Après la COP27, la coupe au Qatar : le double scandale...

par Sylvain Rakotoarison
lundi 21 novembre 2022

« Je ne sais pas comment nos contemporains font pour arriver à comprendre quelque chose, à supporter de marcher la tête en bas, les pieds en l’air. On est dans un asile géant. C’est incroyable. La même année, il y a des jeux d’hiver dans un pays où il n’y a pas de neige, et après, il y a des jeux d’été dans un pays où il fait 60°C à l’ombre, où ils ont construit dix, douze stades réfrigérés. C’est non seulement une aberration climatique mais une aberration écologique, et en plus, il y a un non-respect de l’idéologie des droits de l’homme. C’est incroyable. » (Vincent Lindon, le 29 août 2022 sur France 5).

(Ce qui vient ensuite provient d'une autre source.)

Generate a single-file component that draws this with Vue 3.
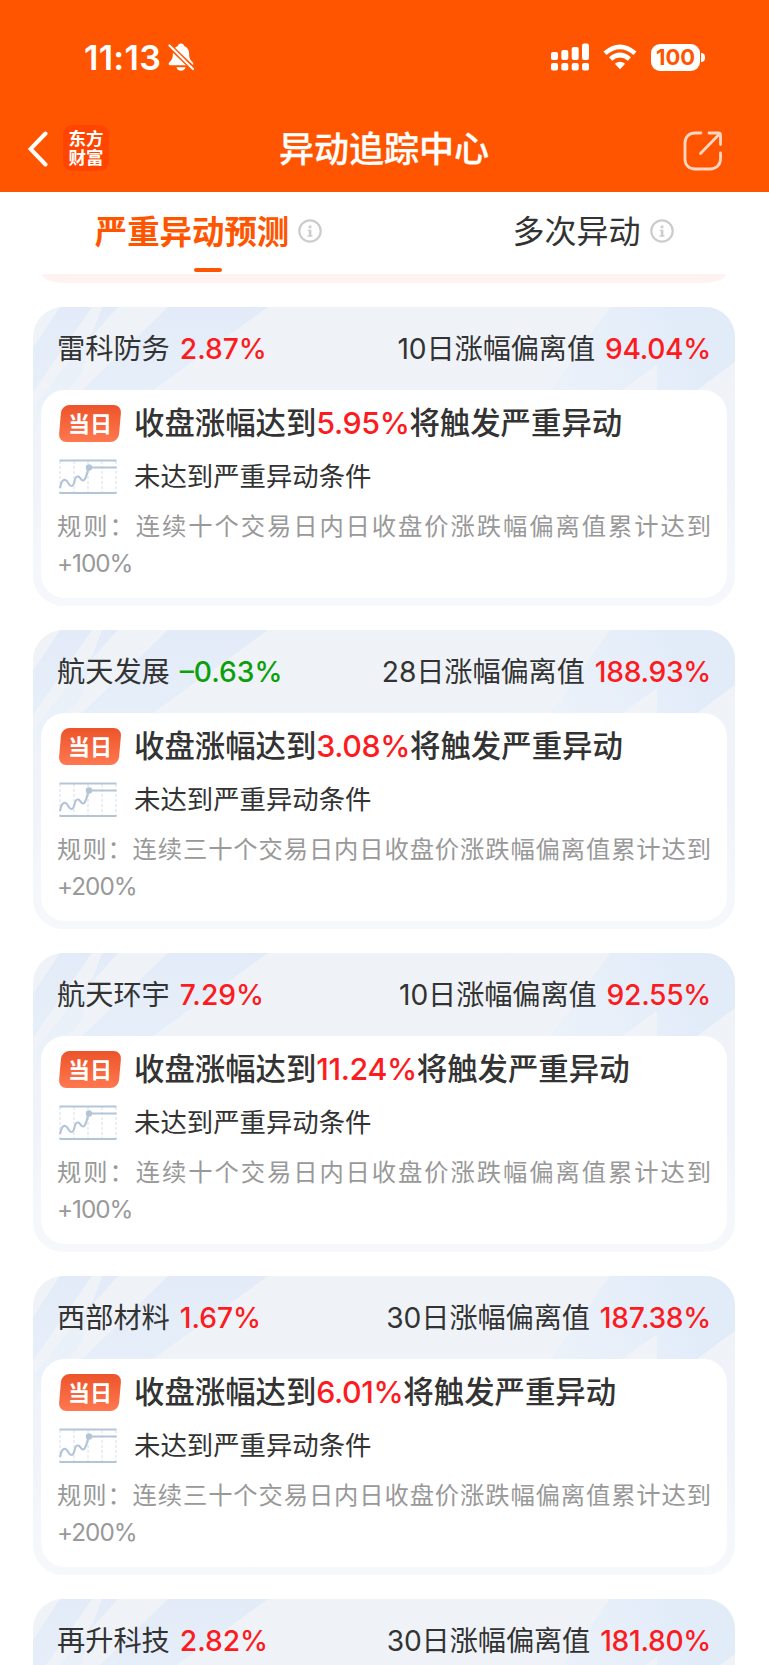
<template>
  <div class="page">
    <!-- 顶部导航 -->
    <header class="top">
      <div class="status-bar">
        <div class="status-left">
          <span class="time">11:13</span>
          <svg class="bell" viewBox="0 0 26 28">
            <path
              d="M13 0.5c-1.8 0-3 1.1-3.2 2.4C6.400 4 5 7 4.900 10.500c-0.100 5-1.200 6.600-3.600 8.800-1 1-0.900 3 1 3h21.400c1.900 0 2-2 1-3-2.400-2.200-3.500-3.800-3.600-8.800C21 7 19.600 4 16.200 2.900 16 1.600 14.800 0.500 13 0.500z"
              fill="#fff"
            />
            <path d="M8.500 24.200h9c-0.500 2.300-2.200 3.500-4.500 3.500s-4-1.200-4.500-3.500z" fill="#fff" />
            <path d="M0 1.500L26 26.500" stroke="#ff5500" stroke-width="5" />
            <path d="M1.500 2.500L25 26" stroke="#fff" stroke-width="2.200" stroke-linecap="round" />
          </svg>
        </div>
        <div class="status-right">
          <svg class="signal" viewBox="0 0 38 28" fill="#fff">
            <rect x="0" y="9" width="7" height="8" rx="2" />
            <rect x="10.300" y="7" width="7" height="10" rx="2" />
            <rect x="20.700" y="4" width="7" height="13" rx="2" />
            <rect x="31" y="0.500" width="7" height="16.500" rx="2" />
            <rect x="0" y="20" width="7" height="7.500" rx="2" />
            <rect x="10.300" y="20" width="7" height="7.500" rx="2" />
            <rect x="20.700" y="20" width="7" height="7.500" rx="2" />
            <rect x="31" y="20" width="7" height="7.500" rx="2" />
          </svg>
          <svg class="wifi" viewBox="0 0 34 26" fill="none" stroke="#fff" stroke-width="4.600">
            <path d="M2 9.200Q17 -3.600 32 9.200" />
            <path d="M7.600 15Q17 7 26.400 15" />
            <path d="M17 25.200L11.800 19.800Q17 15.600 22.200 19.800z" fill="#fff" stroke="none" />
          </svg>
          <div class="battery">
            <span class="battery-level">100</span>
            <span class="battery-cap"></span>
          </div>
        </div>
      </div>
      <div class="nav-bar">
        <div class="nav-left">
          <svg class="back" viewBox="0 0 20 36">
            <path d="M17.500 2.500L2.500 18l15 15.500" fill="none" stroke="#fff" stroke-width="4" stroke-linecap="round" />
          </svg>
          <div class="logo">
            <span>东方</span>
            <span>财富</span>
          </div>
        </div>
        <h1 class="title">异动追踪中心</h1>
        <svg class="share" viewBox="0 0 40 40" fill="none" stroke="#ffd6c2" stroke-width="2.800" stroke-linecap="round" stroke-linejoin="round">
          <path d="M18 2H12C6 2 2 6 2 12v16c0 6 4 10 10 10h15c6 0 10.500-4 10.500-10v-6" />
          <path d="M26 2h9.500c1.300 0 2 0.700 2 2v9.500" />
          <path d="M36.500 3L17.500 22.500" />
        </svg>
      </div>
    </header>

    <!-- 标签切换 -->
    <nav class="tabs">
      <button
        v-for="tab in tabs"
        :key="tab.id"
        class="tab"
        :class="{ active: activeTab === tab.id }"
        @click="activeTab = tab.id"
      >
        <span class="tab-label">{{ tab.name }}</span>
        <svg class="info" viewBox="0 0 24 24">
          <circle cx="12" cy="12" r="10.700" fill="none" stroke="#ccc" stroke-width="2.200" />
          <rect x="10.600" y="6.500" width="2.800" height="2.800" fill="#ccc" />
          <path d="M9.800 10.700h3.600v5.600h1v1.400H9.600v-1.400h1.200v-4.200h-1z" fill="#ccc" />
        </svg>
      </button>
    </nav>

    <!-- 股票列表 -->
    <main class="list">
      <div class="prev-card"></div>
      <section v-for="stock in stocks" :key="stock.name" class="card">
        <svg class="card-bg" viewBox="0 0 702 130">
          <defs>
            <linearGradient id="stripe" x1="0" y1="0" x2="0" y2="130" gradientUnits="userSpaceOnUse">
              <stop offset="0" stop-color="#e2ebf7" />
              <stop offset="0.600" stop-color="#e6eff9" />
              <stop offset="1" stop-color="#e6eff9" stop-opacity="0" />
            </linearGradient>
            <linearGradient id="stripe-right" x1="525" y1="70" x2="640" y2="10" gradientUnits="userSpaceOnUse">
              <stop offset="0" stop-color="#e5eefa" stop-opacity="0.400" />
              <stop offset="1" stop-color="#e2ecf9" />
            </linearGradient>
          </defs>
          <g fill="url(#stripe)">
            <path d="M27 0H59L0 85V41z" />
            <path d="M69 0H85L58 30z" />
            <path d="M60 24L48 68 0 126V100z" opacity="0.600" />
            <path d="M135 0H235L80 112H20L49 83z" />
          </g>
          <path d="M577 0H702V55L664 83H624V58L589 83H518z" fill="url(#stripe-right)" />
        </svg>
        <div class="card-head">
          <div class="stock">
            <span>{{ stock.name }}</span>
            <span class="num" :class="stock.change < 0 ? 'down' : 'up'">{{ formatChange(stock.change) }}</span>
          </div>
          <div class="deviation">
            <span>{{ stock.days }}日涨幅偏离值</span>
            <span class="num up">{{ stock.deviation }}%</span>
          </div>
        </div>
        <div class="card-body">
          <div class="row trigger">
            <div class="badge"><span>当日</span></div>
            <p>收盘涨幅达到<span class="up">{{ stock.trigger }}%</span>将触发严重异动</p>
          </div>
          <div class="row state">
            <svg class="chart" viewBox="0 0 58 36" fill="none">
              <path d="M1 2V34M15 2V34M29 2V34M43 2V34M57 2V34" stroke="#dde4ee" stroke-width="1.200" stroke-dasharray="3 2" />
              <path d="M0.500 1.500H57.500M0.500 34H57.500" stroke="#b5c5d8" stroke-width="2.200" />
              <path
                d="M1 29C2 23 4 20 6.500 21c3 1 3 6 6 6 4 0 2-9 6-9.500 3-0.500 3 4 5.500 4 3 0 3.500-7 6-13H57.500"
                stroke="#b5c5d8"
                stroke-width="2.200"
              />
              <circle cx="30" cy="8.500" r="3.200" fill="#b5c5d8" />
            </svg>
            <p>未达到严重异动条件</p>
          </div>
          <p class="rule">规则：连续{{ stock.period }}个交易日内日收盘价涨跌幅偏离值累计达到<span class="limit">+{{ stock.limit }}%</span></p>
        </div>
      </section>
    </main>
  </div>
</template>

<script setup>
import { ref } from 'vue'

const activeTab = ref('predict')

const tabs = [
  { id: 'predict', name: '严重异动预测' },
  { id: 'multiple', name: '多次异动' }
]

const stocks = ref([
  { name: '雷科防务', change: 2.87, days: 10, deviation: '94.04', trigger: '5.95', period: '十', limit: 100 },
  { name: '航天发展', change: -0.63, days: 28, deviation: '188.93', trigger: '3.08', period: '三十', limit: 200 },
  { name: '航天环宇', change: 7.29, days: 10, deviation: '92.55', trigger: '11.24', period: '十', limit: 100 },
  { name: '西部材料', change: 1.67, days: 30, deviation: '187.38', trigger: '6.01', period: '三十', limit: 200 },
  { name: '再升科技', change: 2.82, days: 30, deviation: '181.80', trigger: '5.20', period: '三十', limit: 200 }
])

// 跌幅用短横线显示
const formatChange = (value) => {
  return `${value < 0 ? '–' : ''}${Math.abs(value).toFixed(2)}%`
}
</script>

<style>
body {
  margin: 0;
  background: #fff;
}
</style>

<style scoped>
.page {
  width: 769px;
  height: 1665px;
  overflow: hidden;
  background: #fff;
  color: #333;
  font-family: Inter, 'Noto Sans CJK SC', sans-serif;
}

p,
h1 {
  margin: 0;
}

.top {
  height: 192px;
  background: #ff5500;
  color: #fff;
}

.status-bar {
  display: flex;
  justify-content: space-between;
  align-items: center;
  height: 114px;
  padding: 0 64px 0 84px;
}

.status-left,
.status-right {
  display: flex;
  align-items: center;
}

.time {
  width: 77px;
  font-size: 34px;
  font-weight: 600;
  letter-spacing: 0.3px;
  white-space: nowrap;
}

.bell {
  width: 26px;
  height: 28px;
  margin-left: 7px;
}

.signal {
  width: 38px;
  height: 28px;
}

.wifi {
  width: 34px;
  height: 26px;
  margin-left: 14px;
}

.battery {
  display: flex;
  align-items: center;
  margin-left: 14px;
}

.battery-level {
  width: 49px;
  height: 27px;
  border-radius: 9px;
  background: #fff;
  color: #ff5500;
  font-size: 22px;
  font-weight: 700;
  line-height: 27px;
  text-align: center;
}

.battery-cap {
  width: 4px;
  height: 9px;
  margin-left: 1px;
  border-radius: 0 4px 4px 0;
  background: #fff;
}

.nav-bar {
  display: grid;
  grid-template-columns: 1fr auto 1fr;
  align-items: center;
  height: 69px;
  padding: 0 46px 0 28px;
}

.nav-left {
  display: flex;
  align-items: center;
}

.back {
  width: 20px;
  height: 36px;
}

.logo {
  display: flex;
  flex-direction: column;
  justify-content: center;
  width: 46px;
  height: 46px;
  margin: 0 0 1px 15px;
  border-radius: 9px;
  background: #ff4500;
  font-size: 17.5px;
  font-weight: 700;
  line-height: 19px;
  text-align: center;
}

.title {
  padding-left: 17px;
  font-size: 35px;
  font-weight: 500;
  line-height: 50px;
  -webkit-text-stroke: 0.3px #fff;
}

.share {
  justify-self: end;
  width: 40px;
  height: 40px;
  margin-top: 4px;
}

.tabs {
  display: grid;
  grid-template-columns: 417px 1fr;
  height: 82px;
}

.tab {
  display: flex;
  align-items: center;
  justify-content: center;
  position: relative;
  padding: 0 0 5px;
  border: none;
  background: none;
  color: #333;
  font-family: inherit;
  font-size: 32px;
  cursor: pointer;
}

.tab-label {
  padding-bottom: 3px;
}

.tab.active {
  color: #ff5500;
  font-size: 32.4px;
  font-weight: 700;
}

.tab.active::after {
  content: '';
  position: absolute;
  bottom: 2px;
  left: 194px;
  width: 28px;
  height: 4px;
  border-radius: 2px;
  background: #ff5500;
}

.info {
  width: 24px;
  height: 24px;
  margin-left: 9px;
}

.list {
  display: flex;
  flex-direction: column;
  gap: 24px;
  padding: 0 34px 0 33px;
}

.prev-card {
  flex: none;
  height: 9px;
  margin: 0 9px;
  border-radius: 0 0 22px 22px / 0 0 9px 9px;
  background: #fff3f1;
}

.card {
  position: relative;
  flex: none;
  box-sizing: border-box;
  height: 299px;
  padding: 0 8px;
  overflow: hidden;
  border-radius: 30px;
  background: linear-gradient(180deg, #eff3f8 0%, #f0f4fa 60%, #f6f8fb 100%);
}

.card-bg {
  position: absolute;
  top: 0;
  left: 0;
  width: 702px;
  height: 130px;
}

.card-head {
  position: relative;
  display: flex;
  justify-content: space-between;
  align-items: center;
  box-sizing: border-box;
  height: 83px;
  padding: 0 16px 4px 16px;
  font-size: 28.2px;
}

.stock,
.deviation {
  display: flex;
  align-items: baseline;
  gap: 10px;
}

.deviation {
  letter-spacing: -0.1px;
}

.num {
  font-weight: 500;
}

.deviation .num {
  letter-spacing: -0.3px;
}

.up {
  color: #fc1b20;
}

.down {
  color: #0ba00b;
}

.card-body {
  position: relative;
  box-sizing: border-box;
  height: 208px;
  padding: 10px 16px 0;
  border-radius: 24px;
  background: #fff;
}

.row {
  display: flex;
  align-items: center;
}

.row p {
  padding-bottom: 4px;
}

.trigger {
  height: 46px;
  font-size: 30.4px;
  font-weight: 500;
}

.trigger .up {
  letter-spacing: -0.4px;
}

.badge {
  display: flex;
  align-items: center;
  justify-content: center;
  width: 60px;
  height: 37px;
  margin: 0 14px 0 3px;
  border-radius: 8px;
  background: linear-gradient(180deg, #ec542a, #ff7850);
  color: #fff;
  font-size: 22px;
  font-weight: 700;
  transform: skewX(-5deg);
}

.badge span {
  padding-bottom: 3px;
  transform: skewX(5deg);
}

.state {
  height: 62px;
  font-size: 26.4px;
}

.state p {
  padding-bottom: 5px;
}

.chart {
  width: 58px;
  height: 36px;
  margin: 0 17px 0 2px;
}

.rule {
  color: #999;
  font-size: 24.3px;
  line-height: 37px;
  text-align: justify;
}

.limit {
  letter-spacing: -1px;
}
</style>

Deux événements, ou plutôt, deux actualités se télescopaient ce dimanche 20 novembre 2022. Dans la nuit, la COP27, c'est-à-dire, la Conférence de Charm el-Cheikh de 2022 sur les changements climatiques, s'est achevée après près de quatorze jours de négociations, sur un accord historique par lequel un principe général a été adopté : les pays qui seraient victimes des bouleversements climatiques seraient indemnisés par un fonds spécial qui serait financé par les pays riches. Et quelques heures plus tard, s'ouvrait la 22e coupe du monde de football au Qatar dans des conditions environnementales et humaines très contestables.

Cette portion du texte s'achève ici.